A quasi 30 anni dalla caduta del Muro tornano incredibilmente a manifestarsi segnali che sembrano ricacciarci indietro di quasi mezzo secolo: stelle a 5 punte nei pressi di abitazioni delle vittime del terrorismo rosso a Milano, lapidi deturpate a Bari, come era avvenuto qualche mese fa in via Fani, a ridosso del quarantennale. E ancora, volantini inneggianti ai brigatisti in carcere a Sesto, la Stalingrado d’Italia di un tempo, e poi anche a viale Monza, a Milano. Ma basta andare su Facebook sulla pagina 'aperta' di qualche ex brigatista che ha approfittato dei 40 anni dal caso Moro per ironizzare incredibilmente sulle vittime, per accorgerci che c’è come una voglia di 'combattenti e reduci' di ritrovarsi, come in attesa che tornino le condizioni per 'agire'.
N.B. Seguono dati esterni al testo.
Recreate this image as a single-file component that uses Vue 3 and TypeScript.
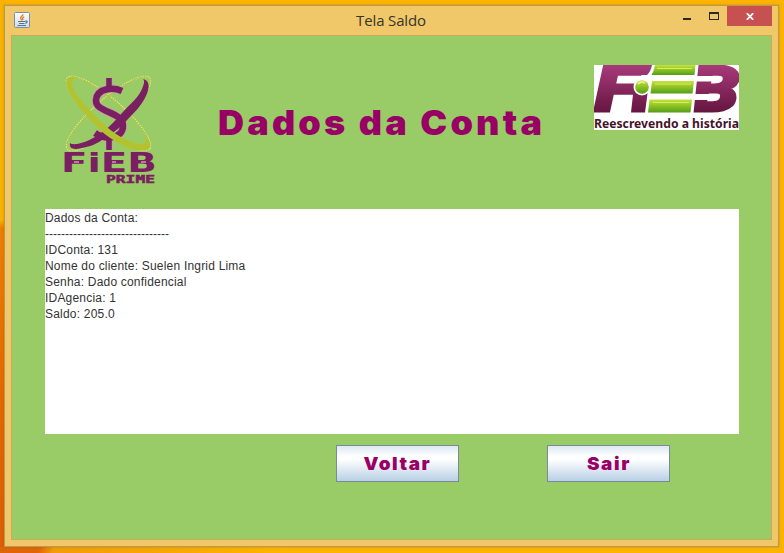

E all'estrema destra i segnali non sono meno inquietanti. Di fronte a tutto ciò lo Stato non ha che da continuare sulla strada intrapresa. Una strada fatta di prevenzione, fermezza e tolleranza insieme, facendo uso del giusto discernimento. Fermezza anche in casa propria. Per evitare che la violenza perpetrata anche da uomini in divisa alimenti con un certo tipo di narrazione interessata, la nostalgia dura a morire, e un po’ patologica, dei 'cattivi maestri'. Pronti a soffiare sul fuoco di un Paese in grande difficoltà.